Synthetic Data Generation for Classifying Electrophysiological and Morpho-Electrophysiological Neurons from Mouse Visual Cortex
Xavier Vasques, Laura Cif
TL;DR
This study benchmarks classical and deep generative augmentation methods for classifying Allen electrophysiology-defined e-types in the mouse visual cortex, comparing E→e-type and M+E→e-type tasks. It finds that SMOTE offers the most robust gains, especially when augmentation is applied in the native high-dimensional feature space, with hold-out accuracy rising to roughly 0.72–0.76 for E→e-type and 0.85–0.90 for M+E→e-type; deep generative models provide moderate, context-dependent improvements. A biologically anchored fidelity framework using KS tests, MAE, Euclidean distances, and a Mann–Whitney variability baseline shows SMOTE-generated samples reside within biologically plausible diversity, highlighting persistent challenges for rare/inhibitory subclasses.

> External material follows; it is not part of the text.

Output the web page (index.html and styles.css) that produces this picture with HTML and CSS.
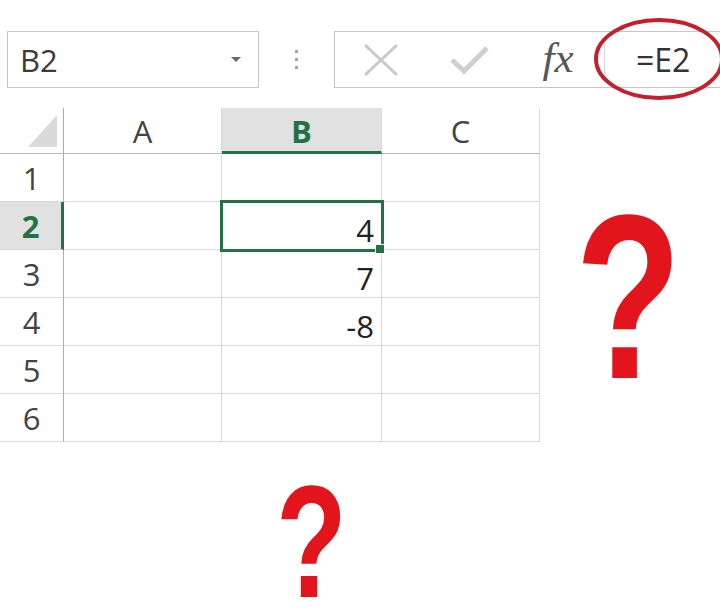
FILE: index.html
```html
<!DOCTYPE html>
<html lang="en">
<head>
    <meta charset="UTF-8">
    <title>B2 =E2</title>
    <link rel="stylesheet" href="styles.css">
</head>
<body>
<div class="toolbar">
    <div class="name-box">
        <span>B2</span>
        <i class="drop"></i>
    </div>
    <div class="grip"><b></b><b></b><b></b></div>
    <div class="formula-bar">
        <span class="fb-btn cancel">
            <svg width="36" height="32" viewBox="0 0 36 32"><path d="M2 1 L34 31 M34 1 L2 31" stroke="#cacaca" stroke-width="3" fill="none"/></svg>
        </span>
        <span class="fb-btn enter">
            <svg width="40" height="30" viewBox="0 0 40 30"><path d="M3 15 L15 26 L38 3" stroke="#cfcfcf" stroke-width="5" fill="none"/></svg>
        </span>
        <span class="fb-btn fx">fx</span>
        <div class="formula-input">=E2</div>
        <!-- 公式外面的红圈 -->
        <svg class="ring" width="134" height="84" viewBox="0 0 134 84"><ellipse cx="66" cy="42" rx="63" ry="39" stroke="#c3202d" stroke-width="4" fill="none"/></svg>
    </div>
</div>

<div class="sheet">
    <div class="grid">
        <div class="corner"><i></i></div>
        <div class="col-head">A</div>
        <div class="col-head active">B</div>
        <div class="col-head">C</div>

        <div class="row-head">1</div><div class="cell"></div><div class="cell"></div><div class="cell"></div>
        <div class="row-head active">2</div><div class="cell"></div><div class="cell num selected">4</div><div class="cell"></div>
        <div class="row-head">3</div><div class="cell"></div><div class="cell num">7</div><div class="cell"></div>
        <div class="row-head">4</div><div class="cell"></div><div class="cell num">-8</div><div class="cell"></div>
        <div class="row-head">5</div><div class="cell"></div><div class="cell"></div><div class="cell"></div>
        <div class="row-head">6</div><div class="cell"></div><div class="cell"></div><div class="cell"></div>
    </div>
    <div class="mark big">?</div>
</div>
<div class="mark small">?</div>
</body>
</html>
```

FILE: styles.css
```css
* {
    margin: 0;
    padding: 0;
    box-sizing: border-box;
}

body {
    width: 720px;
    height: 615px;
    overflow: hidden;
    background: #ffffff;
    font-family: "Open Sans", "Noto Sans", sans-serif;
    color: #333333;
}

/* 名称框和编辑栏 */
.toolbar {
    display: flex;
    align-items: center;
    height: 57px;
    margin-top: 31px;
    padding-left: 7px;
}

.name-box {
    width: 252px;
    height: 57px;
    border: 1px solid #c6c6c6;
    display: flex;
    align-items: center;
    justify-content: space-between;
    padding: 0 17px 0 12px;
    font-size: 31px;
    color: #3b3b3b;
}

.drop {
    width: 0;
    height: 0;
    border-left: 5px solid transparent;
    border-right: 5px solid transparent;
    border-top: 5px solid #6b6b6b;
}

.grip {
    width: 75px;
    display: flex;
    flex-direction: column;
    align-items: center;
    gap: 5px;
}

.grip b {
    width: 3px;
    height: 3px;
    background: #a6a6a6;
}

.formula-bar {
    flex: 1;
    height: 57px;
    border: 1px solid #c6c6c6;
    border-right: none;
    display: flex;
    position: relative;
}

.fb-btn {
    display: flex;
    align-items: center;
    justify-content: center;
    height: 100%;
}

.cancel {
    width: 91px;
}

.enter {
    width: 86px;
}

.fx {
    width: 92px;
    font-family: "Liberation Serif", serif;
    font-style: italic;
    font-size: 43px;
    color: #575757;
    padding-bottom: 4px;
}

.formula-input {
    flex: 1;
    margin: 6px 0;
    border-left: 1px solid #d4d4d4;
    padding-left: 31px;
    font-size: 32px;
    line-height: 43px;
    color: #333333;
}

.ring {
    position: absolute;
    left: 258px;
    top: -15px;
}

/* 表格区域 */
.sheet {
    display: flex;
    align-items: flex-start;
    margin-top: 20px;
}

.grid {
    display: grid;
    grid-template-columns: 64px 158px 160px 158px;
    grid-template-rows: 46px repeat(6, 48px);
}

.corner {
    border-right: 1px solid #ababab;
    border-bottom: 1px solid #b8b8b8;
    display: flex;
    justify-content: flex-end;
    align-items: flex-end;
    padding: 0 6px 6px 0;
}

.corner i {
    width: 29px;
    height: 32px;
    background: #dadada;
    clip-path: polygon(100% 0, 100% 100%, 0 100%);
}

.col-head {
    border-right: 1px solid #d9d9d9;
    border-bottom: 1px solid #b8b8b8;
    text-align: center;
    font-size: 31px;
    line-height: 46px;
    color: #444444;
}

.col-head.active {
    background: #e1e1e1;
    color: #217346;
    font-weight: 700;
    border-bottom: 3px solid #217346;
}

.row-head {
    border-right: 1px solid #ababab;
    border-bottom: 1px solid #d9d9d9;
    text-align: center;
    font-size: 31px;
    line-height: 48px;
    color: #444444;
}

.row-head.active {
    background: #e1e1e1;
    color: #217346;
    font-weight: 700;
    border-right: 3px solid #217346;
}

.cell {
    border-right: 1px solid #d9d9d9;
    border-bottom: 1px solid #d9d9d9;
}

.num {
    text-align: right;
    padding: 8px 7px 0 0;
    font-size: 31px;
    line-height: 40px;
    color: #222222;
}

.selected {
    position: relative;
    outline: 3px solid #217346;
    outline-offset: -1px;
}

/* 填充柄 */
.selected::after {
    content: "";
    position: absolute;
    right: -4px;
    bottom: -5px;
    width: 8px;
    height: 8px;
    background: #217346;
    border: 1px solid #ffffff;
}

/* 红色问号 */
.mark {
    font-family: "Liberation Sans", sans-serif;
    font-weight: 700;
    line-height: 0.8;
    color: #e3151c;
    transform-origin: left top;
}

.big {
    font-size: 234px;
    margin: 96px 0 0 35px;
    transform: scaleX(0.745);
}

.small {
    font-size: 160px;
    margin: 36px 0 0 276px;
    transform: scaleX(0.725);
}
```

The results give practical guidance for scalable neuron-type classification and point to future work on reduction-aware generative models and targeted data collection to improve fidelity for hard cases. Overall, the work supports synthetic augmentation as a complementary tool to multimodal neuronal mapping, enabling more robust classification while preserving biological interpretability.
Abstract
The accurate classification of neuronal cell types is central to decoding brain function, yet remains hindered by data scarcity and cellular heterogeneity. Here, we benchmarked classical and deep generative synthetic data augmentation strategies -- including SMOTE, GANs, VAEs, Normalizing Flows, and DDPMs -- for supervised classification of both electrophysiological (e-type) and morpho-electrophysiological (mee-type) neuron types from the mouse visual cortex. Using a curated dataset annotated with 48 electrophysiological and 24 morphological features, we established baseline classifiers and introduced synthetic data generated by each method. Our results demonstrate that SMOTE-based augmentation yields the highest classification accuracies (absolute gains of 0.16 for e-types, 0.12 for mee-types), outperforming deep generative models. GANs approached similar performance when hyperparameters and sample sizes were optimized, but were more sensitive to model specification. In addition, we benchmarked synthetic neuron fidelity by comparing mean absolute errors between synthetic and real class profiles against the natural phenotypic variability observed between real neuronal classes.